History paints a different picture. Blacks, not only those who were slaves, were never considered citizens until after the Civil War of 1861-65 under the 13th and 14th Amendments, and other non-European settlers. Native People faced genocide from settlers and, along with women, were not granted citizenship until the 20th century.

Chinese immigrants who built the railroad system in the 1800s also were not citizens. It took a Supreme Court ruling to apply the 14th Amendment to apply to them.

In siding with the “non-African American” group that brought the case, the conservative justices have sent the country back into a pre-Civil Rights Movement, back to the assumption that white settlers are the “real” citizens.

Reply by Southern Civil Rights Groups

Alanah Odoms, executive director of the ACLU of Louisiana, which was a party in the case, told Salon that “Today, we lost one of the last seatbelts of our democracy.”

“The Supreme Court has gutted the last pillar of the Voting Rights Act. This decision doesn’t just weaken voting rights, it obliterates them,” Alanah Odoms said. “Black Louisianans fought, bled, and died for generations to gain fair representation. Today, the court stripped it away. But Louisiana’s Black and brown communities will not be silenced. We will not accept this quietly. The fight for representation continues in the legislature, and in the streets, and in every election where our voices refuse to be silenced.”

Hilary Harris Klein, senior counsel for the Southern Coalition for Social Justice, told Salon in an interview that the Supreme Court has effectively gutted the act that was the “crown jewel” of the Civil Rights Movement.

“It was foundational and had such a wonderful impact in creating a more multiracial democracy where our representatives look more like the general population,” Klein said. “And I think today’s decision, in a few ways, takes us back to pre-1965 and tears that down.”

Klein added that in requiring a showing of the discriminatory intent of those drawing the map as the new standard for establishing a Section 2 violation — as opposed to the impact of the actual districts created by the maps — the Supreme Court has opened the doors for legislators to whitewash their attempts at racial gerrymandering.

Civil rights activists in the South had a withering appraisal of the decision. Charles Taylor, a state organizer for the Mississippi NAACP, told Salon that he believes the court may be ushering in “Jim Crow 2.0.”

“If you ‘don’t consider race,’ you could gerrymander racially, and we could lose a great deal of the Black seats that we have in Mississippi,” Taylor said, adding that he’s expecting the government of Mississippi to not just target congressional seats, but to “do everything in their power to dilute Black voting power.”

That may include state legislative districts and state supreme court districts, which would further dilute the representation and power of Black voters in the state. While the case focused on the voting power of Black Americans, Taylor noted that the decision impacts all minorities as well.

Rhyane Wagner, the senior policy manager at the Black Voters Matter Fund, also told Salon in an interview that she wasn’t surprised by this decision given Chief Justice John Robert’s career-long effort to dismantle the Voting Rights Act.

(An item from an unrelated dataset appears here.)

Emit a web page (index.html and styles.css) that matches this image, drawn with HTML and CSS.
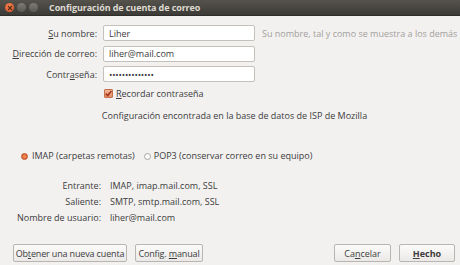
FILE: index.html
```html
<!DOCTYPE html>
<html lang="es">
<head>
    <meta charset="UTF-8">
    <title>Configuración de cuenta de correo</title>
    <link rel="stylesheet" href="styles.css">
</head>
<body>
<div class="window">
    <!-- barra de título -->
    <header class="titlebar">
        <span class="wbtn close">
            <svg width="6" height="6" viewBox="0 0 6 6"><path d="M1 1L5 5M5 1L1 5" stroke="#5a2a10" stroke-width="1.2"/></svg>
        </span>
        <span class="wbtn"></span>
        <span class="wbtn"></span>
        <span class="title">Configuración de cuenta de correo</span>
    </header>

    <div class="content">
        <div class="row">
            <label class="lbl"><u>S</u>u nombre:</label>
            <input class="field" type="text" value="Liher">
            <span class="hint">Su nombre, tal y como se muestra a los demás</span>
        </div>
        <div class="row">
            <label class="lbl"><u>D</u>irección de correo:</label>
            <input class="field" type="text" value="liher@mail.com">
        </div>
        <div class="row">
            <label class="lbl">Contr<u>a</u>seña:</label>
            <input class="field pass" type="password" value="liherpassword1">
        </div>
        <div class="row check-row">
            <span class="checkbox">
                <svg width="9" height="9" viewBox="0 0 9 9"><path d="M1.8 4.6L3.8 6.6L7.4 2" fill="none" stroke="#a8361c" stroke-width="1.6"/></svg>
            </span>
            <span><u>R</u>ecordar contraseña</span>
        </div>

        <p class="found">Configuración encontrada en la base de datos de ISP de Mozilla</p>

        <div class="protocols">
            <span class="radio on"></span><span>IMAP (carpetas remotas)</span>
            <span class="radio off"></span><span>POP3 (conservar correo en su equipo)</span>
        </div>

        <div class="summary">
            <div class="srow"><span class="slbl">Entrante:</span><span>IMAP, imap.mail.com, SSL</span></div>
            <div class="srow"><span class="slbl">Saliente:</span><span>SMTP, smtp.mail.com, SSL</span></div>
            <div class="srow"><span class="slbl">Nombre de usuario:</span><span>liher@mail.com</span></div>
        </div>

        <div class="buttons">
            <button class="btn new">Ob<u>t</u>ener una nueva cuenta</button>
            <button class="btn manual">Config. <u>m</u>anual</button>
            <span class="spacer"></span>
            <button class="btn cancel">Ca<u>n</u>celar</button>
            <button class="btn done"><u>H</u>echo</button>
        </div>
    </div>
</div>
</body>
</html>
```

FILE: styles.css
```css
* { margin: 0; padding: 0; box-sizing: border-box; }
body { width: 460px; height: 265px; overflow: hidden; background: #f2f1f0; font-family: "Open Sans", "Noto Sans", sans-serif; font-size: 9px; color: #3c3c3c; white-space: nowrap; }
u { text-decoration: underline; text-underline-offset: 1px; }

.window { width: 460px; height: 265px; display: flex; flex-direction: column; }

.titlebar { height: 16px; flex-shrink: 0; display: flex; align-items: center; padding-left: 2px; background: linear-gradient(#55524c, #3c3b37); border-bottom: 1px solid #2e2d2a; }
.wbtn { width: 9px; height: 9px; border-radius: 50%; margin-left: 3px; background: linear-gradient(#7d7a74, #5b5953); display: flex; align-items: center; justify-content: center; }
.wbtn.close { background: radial-gradient(circle at 50% 40%, #f58a5c, #d8501f); }
.title { margin-left: 11px; color: #dfdbd2; font-weight: bold; font-size: 9px; letter-spacing: -0.1px; }

.content { flex: 1; display: flex; flex-direction: column; padding: 9px 5px 3px 0; }

.row { display: flex; align-items: center; height: 16px; margin-bottom: 4.5px; }
.lbl { width: 103px; flex-shrink: 0; text-align: right; padding-right: 6px; }
.field { width: 152px; height: 16px; flex-shrink: 0; border: 1px solid #c4c0bb; border-radius: 2px; background: #fff; padding: 0 5px; font: inherit; color: #3c3c3c; outline: none; }
.field.pass { letter-spacing: -0.2px; font-size: 9px; }
.hint { margin-left: 7px; color: #a3a09c; }

.check-row { padding-left: 104px; height: 12px; margin-top: 1px; }
.checkbox { width: 9px; height: 9px; margin-right: 3px; border-radius: 1px; background: linear-gradient(#f0b898, #e08c66); border: 1px solid #c5704a; display: flex; align-items: center; justify-content: center; }
.checkbox svg { margin: -1px; }

.found { text-align: center; margin-top: 6px; padding-left: 14px; line-height: 12px; }

.protocols { display: flex; align-items: center; margin-top: 28px; padding-left: 21px; line-height: 12px; }
.radio { width: 7px; height: 7px; border-radius: 50%; margin-right: 4px; }
.radio.on { background: radial-gradient(circle, #f08457 35%, #dd5a2c 80%); border: 1px solid #c0501f; }
.radio.off { border: 1px solid #a9a6a1; background: #fbfbfa; margin-left: 9px; margin-right: 3px; }

.summary { margin-top: 18px; display: flex; flex-direction: column; gap: 4px; line-height: 12px; }
.srow { display: flex; }
.slbl { width: 110px; text-align: right; padding-right: 9px; }

.buttons { margin-top: auto; display: flex; gap: 8px; padding-left: 13px; }
.spacer { flex: 1; }
.btn { height: 18px; padding: 0; border: 1px solid #b9b5b0; border-radius: 2px; background: linear-gradient(#fbfbfa, #ebe9e7); font: inherit; color: #3c3c3c; }
.new { width: 114px; letter-spacing: -0.15px; }
.manual { width: 68px; letter-spacing: -0.15px; }
.cancel { width: 57px; }
.done { width: 56px; font-weight: bold; }
```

“Justice Roberts has been after the Voting Rights Act for at least 40 years — as long as I’ve been alive. He believes the Voting Rights Act to be a mistake, if you will, and that’s putting it lightly,” Wagner said. “The decision shifts the legal focus away from racially discriminatory outcomes and discounts the ongoing effects of historical societal discrimination.”

The reality is that it took a Civil War to add civil rights to the Constitution. In 1868 a Black radical Republican was elected to Congress. By the end of Reconstruction (1877), there had been eight Blacks in Congress. Then Jim Crow called a halt to the gains of that era. It took until 1970, five years after the passage of the Civil Rights Act, to equal that number. The Congressional Black Caucus was created the following year and now stands at 62 members.

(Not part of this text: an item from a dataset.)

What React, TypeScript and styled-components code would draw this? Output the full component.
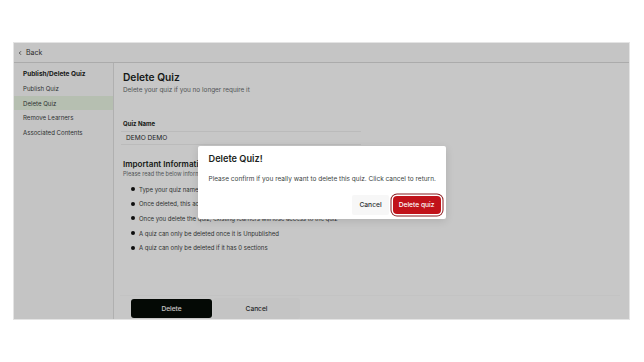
import { FC } from 'react';
import styled, { createGlobalStyle } from 'styled-components';

const GlobalStyle = createGlobalStyle`
  html, body {
    margin: 0;
    padding: 0;
    background: #ffffff;
    font-family: Inter, "Noto Sans", sans-serif;
    color: #1f2326;
  }
  * { box-sizing: border-box; }
`;

const Page = styled.div`
  width: 644px;
  height: 362px;
  padding: 42px 14px 0 13px;
`;

const Frame = styled.div`
  position: relative;
  width: 617px;
  height: 278px;
  display: flex;
  flex-direction: column;
  background: #ffffff;
  border: 1px solid #e4e4e4;
  overflow: hidden;
`;

const TopBar = styled.div`
  height: 20px;
  flex-shrink: 0;
  display: flex;
  align-items: center;
  gap: 3px;
  padding-left: 3px;
  font-size: 7px;
  color: #3a3a3a;
  border-bottom: 1px solid #dcdcdc;
  background: #fdfdfd;
`;

const Body = styled.div`
  flex: 1;
  display: flex;
  min-height: 0;
`;

const Sidebar = styled.nav`
  width: 100px;
  flex-shrink: 0;
  display: flex;
  flex-direction: column;
  padding-top: 3px;
  border-right: 1px solid #e2e2e2;
  background: #fcfcfc;
`;

const SideHeading = styled.div`
  height: 15px;
  display: flex;
  align-items: center;
  padding-left: 9px;
  font-size: 6.5px;
  font-weight: 700;
  color: #1c1f22;
`;

const SideItem = styled.div<{ $active?: boolean }>`
  height: 14.7px;
  display: flex;
  align-items: center;
  padding-left: 9px;
  font-size: 6.1px;
  color: #3b3f42;
  background: ${({ $active }) => ($active ? '#e9f5e3' : 'transparent')};
`;

const Main = styled.main`
  flex: 1;
  display: flex;
  flex-direction: column;
  padding: 7px 0 0 9px;
  background: #ffffff;
`;

const Title = styled.h1`
  margin: 0;
  font-size: 10.2px;
  font-weight: 600;
  color: #1c1f22;
  line-height: 14px;
`;

const Subtitle = styled.p`
  margin: 2px 0 0;
  font-size: 6.4px;
  color: #6b6f72;
`;

const FieldLabel = styled.label`
  display: block;
  margin-top: 26px;
  font-size: 6px;
  font-weight: 700;
  color: #1c1f22;
`;

const Input = styled.div`
  margin: 4px 0 0 -2px;
  width: 240px;
  height: 14px;
  display: flex;
  align-items: center;
  padding-left: 5px;
  font-size: 6.6px;
  color: #2a2d30;
  border-top: 1px solid #f0f0f0;
  border-bottom: 1px solid #f0f0f0;
`;

const SectionTitle = styled.h2`
  margin: 14px 0 0;
  font-size: 8.1px;
  font-weight: 600;
  color: #1c1f22;
`;

const Hint = styled.p`
  margin: 2px 0 0;
  font-size: 5.6px;
  color: #6b6f72;
`;

const Bullets = styled.ul`
  margin: 5px 0 0;
  padding: 0 0 0 8px;
  list-style: none;
  display: flex;
  flex-direction: column;
`;

const Bullet = styled.li`
  height: 14.6px;
  display: flex;
  align-items: center;
  gap: 4px;
  font-size: 6px;
  color: #3b3f42;

  &::before {
    content: '';
    width: 4px;
    height: 4px;
    border-radius: 50%;
    background: #111;
  }
`;

const Footer = styled.div`
  margin-top: auto;
  margin-left: -3px;
  width: 500px;
  height: 24px;
  display: flex;
  align-items: flex-start;
  gap: 1px;
  padding: 2px 0 0 11px;
  background: #ffffff;
  border-top: 1px solid #fafafa;
`;

const FooterButton = styled.button<{ $primary?: boolean }>`
  width: ${({ $primary }) => ($primary ? '81px' : '87px')};
  height: ${({ $primary }) => ($primary ? '19px' : '21px')};
  margin-top: ${({ $primary }) => ($primary ? '1px' : '0')};
  border: none;
  border-radius: 3px;
  font-family: inherit;
  font-size: 6.6px;
  font-weight: 500;
  color: ${({ $primary }) => ($primary ? '#ffffff' : '#2a2d30')};
  background: ${({ $primary }) => ($primary ? '#060c07' : '#fcfcfc')};
`;

const Overlay = styled.div`
  position: absolute;
  inset: 0;
  background: rgba(0, 0, 0, 0.22);
  display: flex;
  align-items: center;
  justify-content: center;
`;

const Modal = styled.div`
  width: 248px;
  height: 73px;
  margin-top: 2px;
  background: #ffffff;
  border-radius: 2px;
  padding: 7px 5px 0 11px;
  display: flex;
  flex-direction: column;
  box-shadow: 0 2px 8px rgba(0, 0, 0, 0.12);
`;

const ModalTitle = styled.h3`
  margin: 0;
  font-size: 9.2px;
  font-weight: 600;
  color: #1c1f22;
  line-height: 12px;
`;

const ModalText = styled.p`
  margin: 10px 0 0;
  font-size: 6.5px;
  white-space: nowrap;
  color: #3b3f42;
`;

const ModalActions = styled.div`
  margin-top: 12px;
  display: flex;
  justify-content: flex-end;
  gap: 4px;
`;

const ModalButton = styled.button<{ $danger?: boolean }>`
  height: ${({ $danger }) => ($danger ? '18px' : '20px')};
  margin-top: ${({ $danger }) => ($danger ? '1px' : '0')};
  padding: 0 ${({ $danger }) => ($danger ? '6px' : '7px')};
  border: none;
  border-radius: ${({ $danger }) => ($danger ? '4px' : '2px')};
  font-family: inherit;
  font-size: 6.7px;
  font-weight: 500;
  color: ${({ $danger }) => ($danger ? '#ffffff' : '#2a2d30')};
  background: ${({ $danger }) => ($danger ? '#c1121a' : '#f7f7f7')};
  box-shadow: ${({ $danger }) =>
    $danger ? '0 0 0 1.5px #ffffff, 0 0 0 2.5px #8a1a1f' : 'none'};
`;

const BackChevron: FC = () => (
  <svg width="6" height="6" viewBox="0 0 24 24" fill="none" stroke="#3a3a3a" strokeWidth="3" strokeLinecap="round" strokeLinejoin="round">
    <path d="M15 18l-6-6 6-6" />
  </svg>
);

const sideItems = ['Publish Quiz', 'Delete Quiz', 'Remove Learners', 'Associated Contents'];

const rules = [
  'Type your quiz name * in the field above to confirm deletion',
  'Once deleted, this action cannot be undone',
  'Once you delete the quiz, existing learners will lose access to the quiz',
  'A quiz can only be deleted once it is Unpublished',
  'A quiz can only be deleted if it has 0 sections',
];

const App: FC = () => (
  <>
    <GlobalStyle />
    <Page>
      <Frame>
        <TopBar>
          <BackChevron />
          <span>Back</span>
        </TopBar>

        <Body>
          <Sidebar>
            <SideHeading>Publish/Delete Quiz</SideHeading>
            {sideItems.map((item) => (
              <SideItem key={item} $active={item === 'Delete Quiz'}>
                {item}
              </SideItem>
            ))}
          </Sidebar>

          <Main>
            <Title>Delete Quiz</Title>
            <Subtitle>Delete your quiz if you no longer require it</Subtitle>

            <FieldLabel>Quiz Name</FieldLabel>
            <Input>DEMO DEMO</Input>

            <SectionTitle>Important Information</SectionTitle>
            <Hint>Please read the below information carefully before deleting your quiz</Hint>
            <Bullets>
              {rules.map((rule) => (
                <Bullet key={rule}>{rule}</Bullet>
              ))}
            </Bullets>

            <Footer>
              <FooterButton $primary>Delete</FooterButton>
              <FooterButton>Cancel</FooterButton>
            </Footer>
          </Main>
        </Body>

        <Overlay>
          <Modal>
            <ModalTitle>Delete Quiz!</ModalTitle>
            <ModalText>
              Please confirm if you really want to delete this quiz. Click cancel to return.
            </ModalText>
            <ModalActions>
              <ModalButton>Cancel</ModalButton>
              <ModalButton $danger>Delete quiz</ModalButton>
            </ModalActions>
          </Modal>
        </Overlay>
      </Frame>
    </Page>
  </>
);

export default App;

Currently there are 66 Blacks members of Congress, including 31 Black women. Many of these representatives represent multiracial districts, not just majority Black ones. But the Court’s ruling will accelerate racist campaigns and gerrymandering to lower that number drastically. It will also have a negative impact on minority representation just as civil rights laws spurred the Latinx, Asian and Native American struggle.

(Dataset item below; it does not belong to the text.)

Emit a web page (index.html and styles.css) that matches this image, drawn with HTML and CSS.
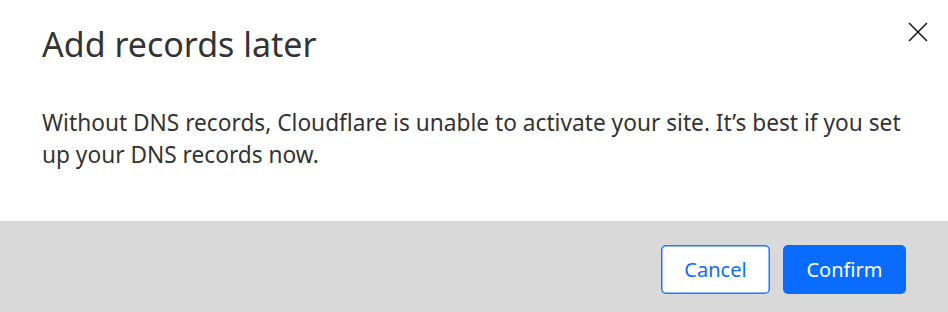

This number is expected to drastically drop as the former slave-holding states redraw districts to exclude Black representation.

Other Trump Administration Actions

The Department of Justice has transformed the Civil Rights Division into a white supremacist arm of the state. It has filed suits against cities, companies, and universities with policies or legal Consent Decrees because of anti-discrimination and inclusion policies.

It used a grand jury to indict the Southern Poverty Law Center for fraud for its decades long work against racist hate groups. The DOJ charges the Center with raising funds to send operatives into groups causing racist violence. In fact, the organization openly carries out its antiracist activity and has reported its findings to the FBI. This has led to many convictions of white supremacists. Typical of Trump agencies. The DOJ charges are turning reality upside-down.

Growing Response

Civil rights leaders are planning rallies and protests. They reject a return to Jim Crown and second-class status. On April 30, the No Kings coalition organized protests. It was also seen at hundreds of protests on May Day.

Many also raised the issue of DEI (Diversity, Equality and Inclusion) that has come into prominence now that the Supreme Court has outlawed affirmative action.

The African American working class plays an important role in unions and union leaders have denounced this decision. This includes SEIU and teachers’ unions as well as nurses and airport workers.

The Democratic Party of course sees the ruling as a way of diluting its power. That transactional view of the Black community remains a problem.

The bottom line is that the white supremacist ideology assumes that the country is a white-ruled country with the oppressed and discriminated minorities forced to accept our place. We are definitely not viewed as equals. The aim of Trump and his regime: Jim Crow 2.0.